A lo peor, todo esto no es sino una tonta rabieta, un gritar que las uvas están verdes porque no se balancean al alcance de mis manos. O a lo mejor, sacando fuerzas de flaqueza, resisto al asedio numantino de la vulgaridad y de la norma y me atrevo a seguir como estoy: haciendo lo que quiero a la hora que me da la gana; sin despertadores, sin horarios; durmiendo cuando me entra sueño, comiendo cuando me avisa el hambre; sintiéndome pasajera y no propietaria; invitada de honor en una Tierra engalanada para todos los gustos, matizados sus perfiles y colores, variados sus perfumes, inacabables y sorprendentes sus sonidos... A lo peor, tienen razón quienes afirman que el que no trabaja es porque no quiere, que la holgazanería degenera en vicios peores, que vagos y maleantes son de la misma ralea. O a lo mejor, “tarea digna” no equivalga en el cien por cien de los casos a “actividad lucrativa” y sea ocupación tan respetable como la que más esta de degustar la vida sin echar cuentas, obrar desde los adentros sin calibrar posibles fracasos o éxitos, no vender tu pasión por un plato de lentejas.

¿Vagabundear? ¿Es eso, entonces, lo que me queda? ¿Dejar que ocupe este sofá descolorido, al que mi cuerpo a pesar de los pesares tiene ya cogido el tranquillo, otro inquilino capaz de permitirse lujo tan escueto; cambiar los reality shows por la realidad pura y dura de una homeless (mira que suena fino en inglés); prescindir de la tele, del equipo de música, de la lavadora, de la ducha... o claudicar?

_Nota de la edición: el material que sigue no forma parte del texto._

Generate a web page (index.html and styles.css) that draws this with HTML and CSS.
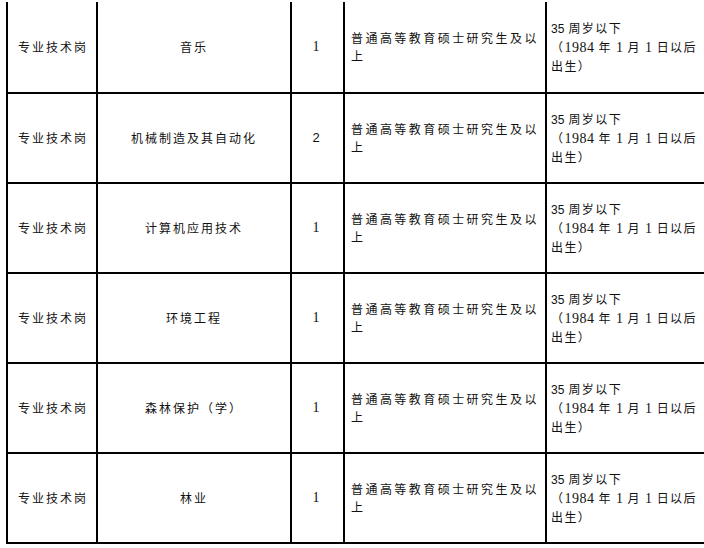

Se me está poniendo un humor de perros y un dolor de cabeza tremendo de estar venga a mirar cómo la pescadilla se muerde la cola. A ver si por fin acaba mareándose y se despanzurra boca arriba resolviendo mis contradicciones. Mejor: a ver si de una vez por todas le echo las agallas necesarias para mirarme en mi propio espejo y no en le que los demás me brindan con su aprobación y su rechazo; a ver si, de una vez por todas, atiendo al deseo íntimo y pertinaz de gozar de esta existencia en las duras y en las maduras; pues no sería de extrañar que, al sentir mi corazón cabriolear alborozado dentro del pecho, me importaran un pimiento todos estos berenjenales. Y... ¡qué narices!, sé que el corazón no se siente afectado por tener o no tener trabajo y que poquito le interesan las deudas y los recibos, sé que todos los tesoros de este mundo no sirven para comprar ni un ápice de su satisfacción, y sé que no disfrutar de esta vida es tirar a la basura la oportunidad de las oportunidades.

Pues, entonces, se acabó el estar aquí devanándome los sesos con cuatro tonterías. ¡A por ello!